Looking at the last round of Publicly Traded SaaS Company Valuations there’s one outlier that needs more discussion: NetSuite. NetSuite is a strong Software-as-a-Service (SaaS) company with a powerful enterprise resource planning and accounting package along with a host of other tools like CRM. Whereas ExactTarget deserves to be in the 8x revenue club due to growth rate, NetSuite with a market cap of $3.2B (NYSE:N) and a run rate of $280M, is trading at north of 11x revenue, but only has a one-year revenue growth rate of 22% (source: thestreet.com).
A 22% year-over-year growth rate is solid but a 11x revenue multiple seems like a stretch. What gives? After asking around I found a plausible answer:
Oracle has to buy NetSuite at some point to be competitive in the cloud and investors have baked that into the valuation.

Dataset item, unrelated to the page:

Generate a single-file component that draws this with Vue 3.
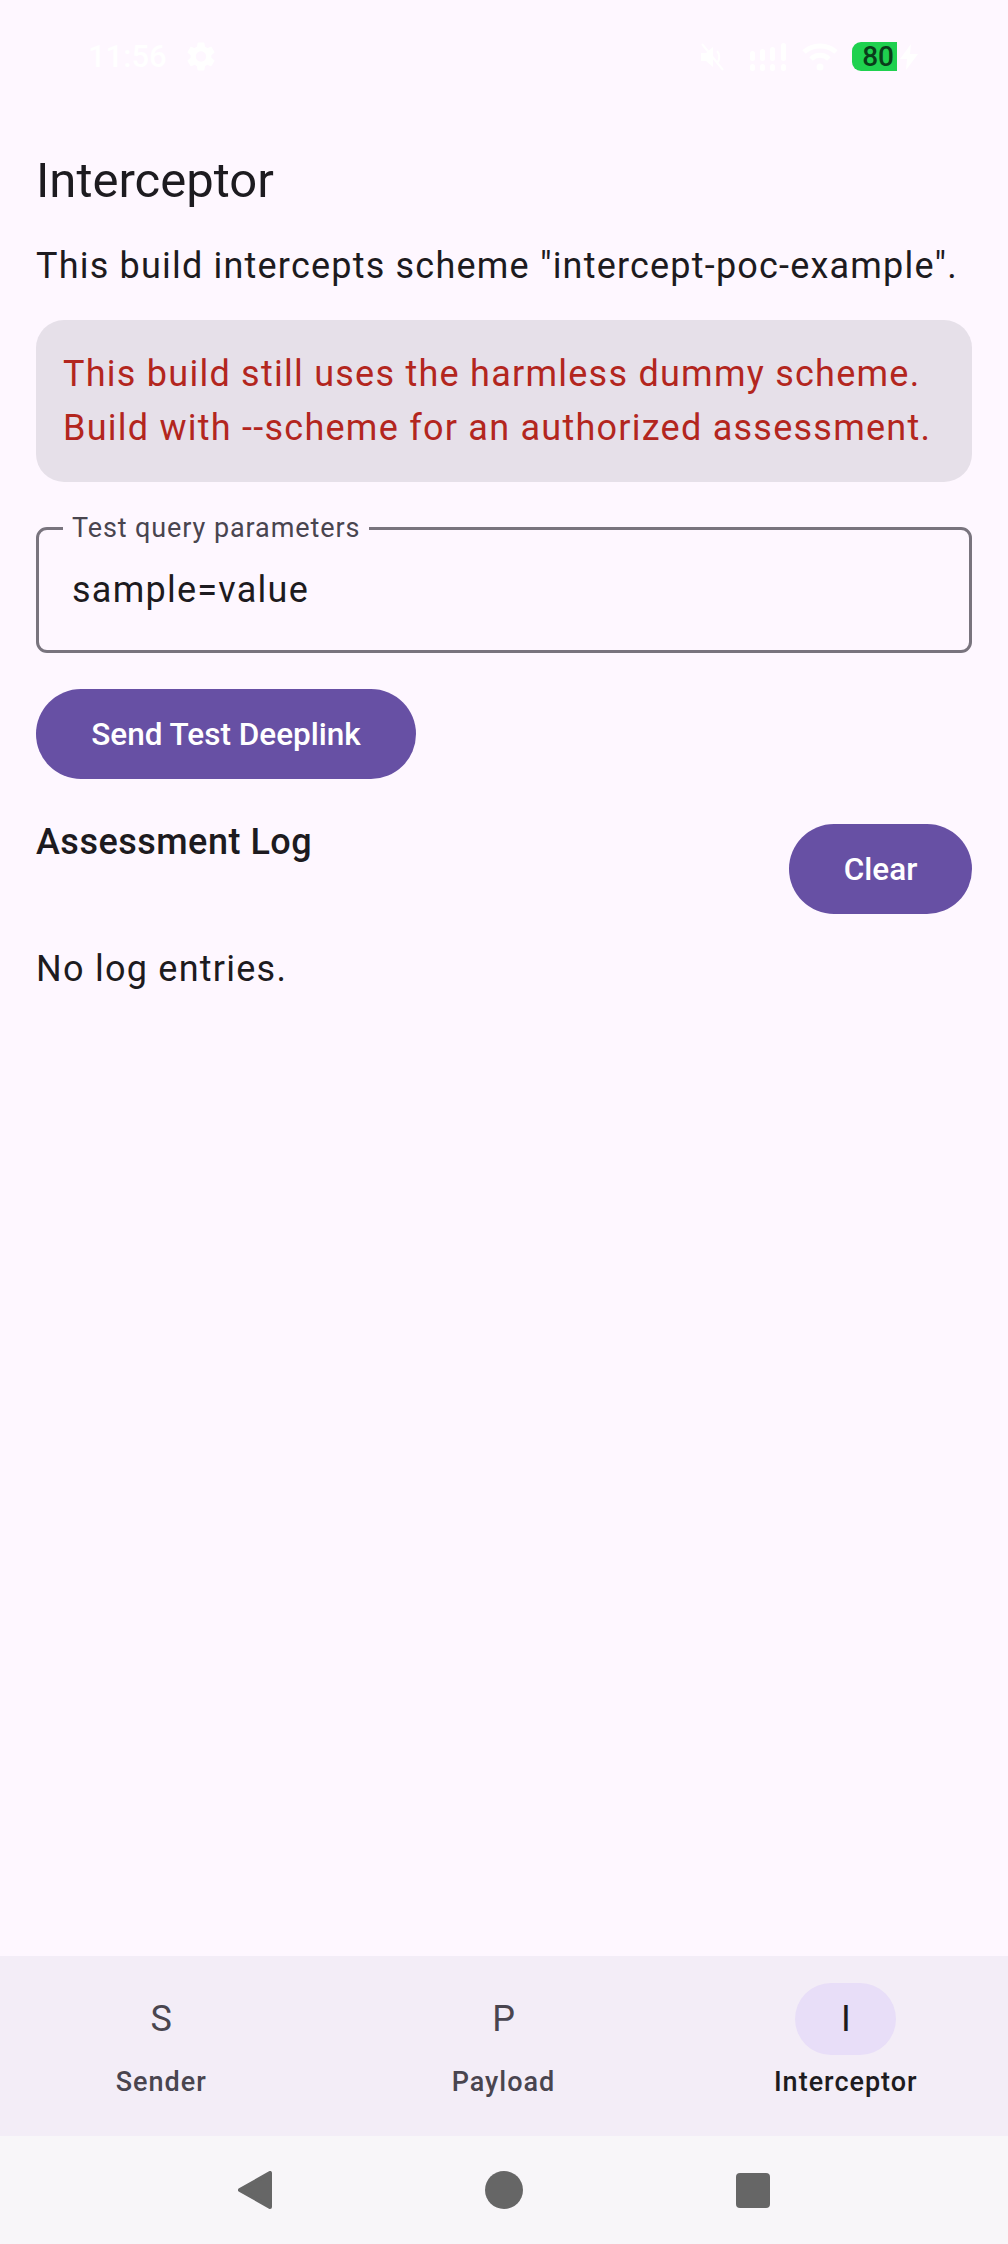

Since there’s a suitor with deep pockets in waiting, investors have taken that into account and paid much higher than expected prices, knowing that for Oracle to acquire NetSuite they’ll have to pay a premium on the public valuation, thus there’s still money to be made for investors. The next time an entrepreneur points to the NetSuite valuation as a good example for SaaS multiplies, that outlier needs to be thrown out the window.
What else? What are some other reasons NetSuite is a valuation outlier for SaaS companies?